04/08/2019 6:00 AM by

You know the one! The once destination for Grisette, one of the oldest buildings in Richmond is in danger. NBC reports:

Residents have been expressing concerns about safety at the vacant grocery store on 27th Street. A link fence is the only thing separating those waiting at a bus stop street from a leaning frame.The walls don’t need to talk – it’s clear they’ve seen better days. Bricks have fallen and there are violation notices dating back several years. “And then there’s the lead paint … that notice stands on the building to this day,” said Debra Melisi, who lives down the street and is the president of the Church Hill neighborhood association. She says the maroon building was poised for spot blight abatement under then-Mayor Doug Wilder. That program would allow the spot to be listed at market price so someone could spruce it up.

Eric H writes:

The fence was recently moved further out away from the building. I am not even sure why it is still there since the permit for it expired February 18th. I am glad it is though, considering.

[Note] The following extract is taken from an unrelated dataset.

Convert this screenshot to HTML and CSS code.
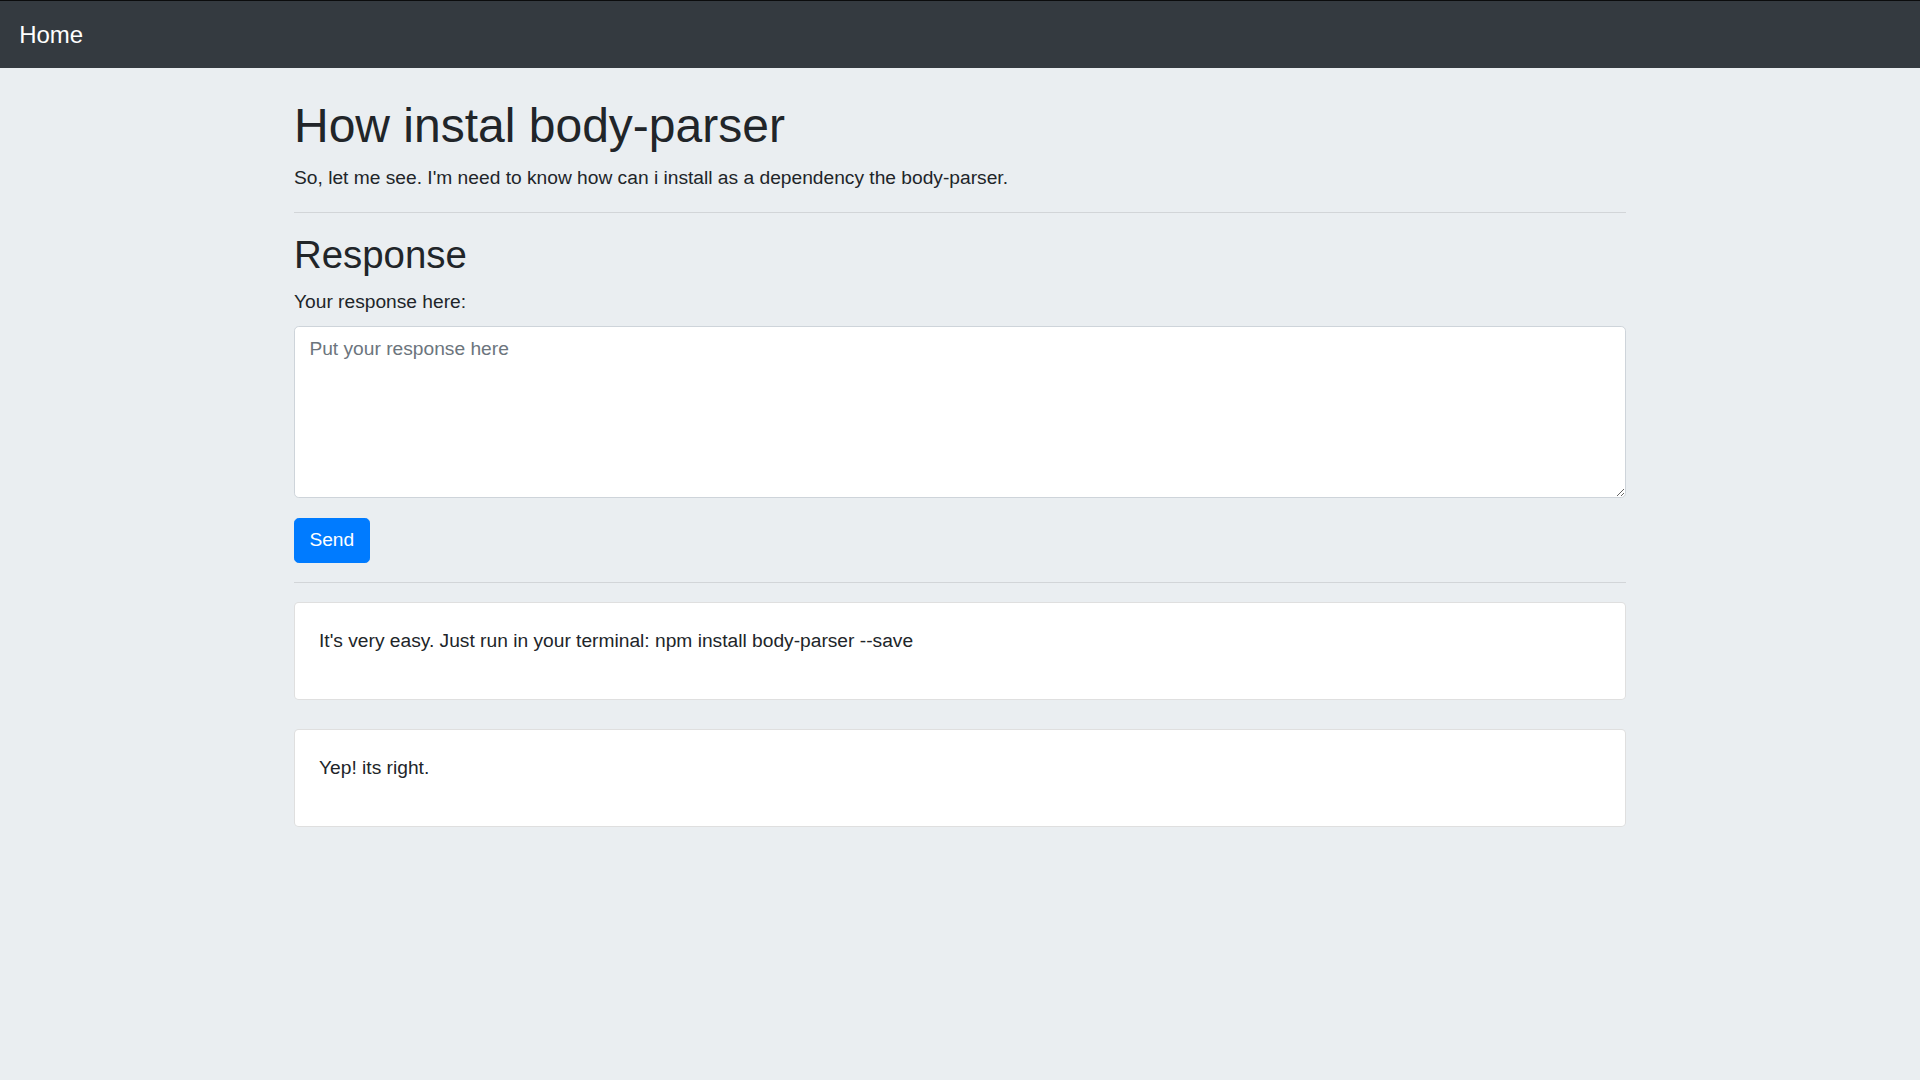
FILE: index.html
```html
<!DOCTYPE html>
<html lang="en">
<head>
<meta charset="utf-8">
<title>How instal body-parser</title>
<link rel="stylesheet" href="styles.css">
</head>
<body>
<nav class="navbar">
  <a class="navbar-brand" href="#">Home</a>
</nav>
<main class="container">
  <h1 class="title">How instal body-parser</h1>
  <p class="text">So, let me see. I'm need to know how can i install as a dependency the body-parser.</p>
  <hr class="divider">
  <h2 class="subtitle">Response</h2>
  <form class="form">
    <div class="form-group">
      <label class="label" for="response">Your response here:</label>
      <textarea class="form-control" id="response" placeholder="Put your response here"></textarea>
    </div>
    <button class="btn" type="button">Send</button>
  </form>
  <hr class="divider">
  <div class="card">
    <div class="card-body">
      <p class="text">It's very easy. Just run in your terminal: npm install body-parser --save</p>
    </div>
  </div>
  <div class="card">
    <div class="card-body">
      <p class="text">Yep! its right.</p>
    </div>
  </div>
</main>
</body>
</html>
```

FILE: styles.css
```css
* {
  box-sizing: border-box;
}

html, body {
  margin: 0;
  padding: 0;
}

body {
  background: #eaeef1;
  color: #212529;
  font-family: "Liberation Sans", Arial, sans-serif;
  font-size: 19.2px;
  line-height: 1.5;
  min-height: 1080px;
}

.navbar {
  background: #343a40;
  border-top: 1px solid #0b0c0d;
  padding: 9.6px 19.2px;
  display: flex;
  align-items: center;
}

.navbar-brand {
  color: #fff;
  text-decoration: none;
  font-size: 24px;
  line-height: 1.5;
  padding: 6px 0;
}

.container {
  max-width: 1368px;
  margin: 28.8px auto 0;
  padding: 0 18px;
}

.title {
  font-size: 48px;
  font-weight: 500;
  line-height: 1.2;
  margin: 0 0 9.6px;
}

.subtitle {
  font-size: 38.4px;
  font-weight: 500;
  line-height: 1.2;
  margin: 0 0 9.6px;
}

.text {
  margin: 0 0 19.2px;
}

.divider {
  border: 0;
  border-top: 1px solid rgba(0, 0, 0, 0.1);
  margin: 19.2px 0;
  height: 0;
}

.form {
  margin: 0;
}

.form-group {
  margin-bottom: 19.2px;
}

.label {
  display: inline-block;
  margin-bottom: 9.6px;
}

.form-control {
  display: block;
  width: 100%;
  height: 172px;
  padding: 7.2px 14.4px;
  font-family: "Liberation Sans", Arial, sans-serif;
  font-size: 19.2px;
  line-height: 1.5;
  color: #495057;
  background: #fff;
  border: 1px solid #ced4da;
  border-radius: 4.8px;
  resize: vertical;
  margin: 0;
}

.form-control::placeholder {
  color: #6c757d;
  opacity: 1;
}

.btn {
  display: inline-block;
  font-family: "Liberation Sans", Arial, sans-serif;
  font-size: 19.2px;
  line-height: 1.5;
  padding: 7.2px 14.4px;
  color: #fff;
  background: #007bff;
  border: 1px solid #007bff;
  border-radius: 4.8px;
  cursor: pointer;
  margin: 0;
}

.card {
  background: #fff;
  border: 1px solid rgba(0, 0, 0, 0.125);
  border-radius: 4.8px;
  margin-bottom: 28.8px;
}

.card-body {
  padding: 24px;
}
```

Since the owners have no intention of selling or fixing, the ONLY option at this point is Spot Blight Abatement. The city tried imposing it at least 2 or 3 different times and let things slide. Under abatement, the building would be sold at a Fair Market value and not some ridiculous overinflated price the owners mentioned in the past. Then it would not be such a stumbling block restoring it. In any case, it would be an investment in History since this is not your ordinary building.

Back in 2008, many things were happening concerning the building including the owners wanting to demolish it before I intervened. I feel that the owner’s intentions all along were to let it rot to a point that it will need to be demolished and then, sell the corner lot at a premium. That they live in modern homes outside of the district and have no real grip or interest with the city’s history or historical structures. Just like Newbille, who puts progress over preservation.

Revitalization can be a natural process with bringing back neighborhoods and weeding out blight and crime. But we should never forget Richmond’s heritage as being one of the oldest cities in the country and has one of the highest concentrations of original 19th-century architecture as well in the country. Many things have happened since its founding and these rare structures have seen much and withstood more. They could become tourist attractions if/when the city ever embraces its history.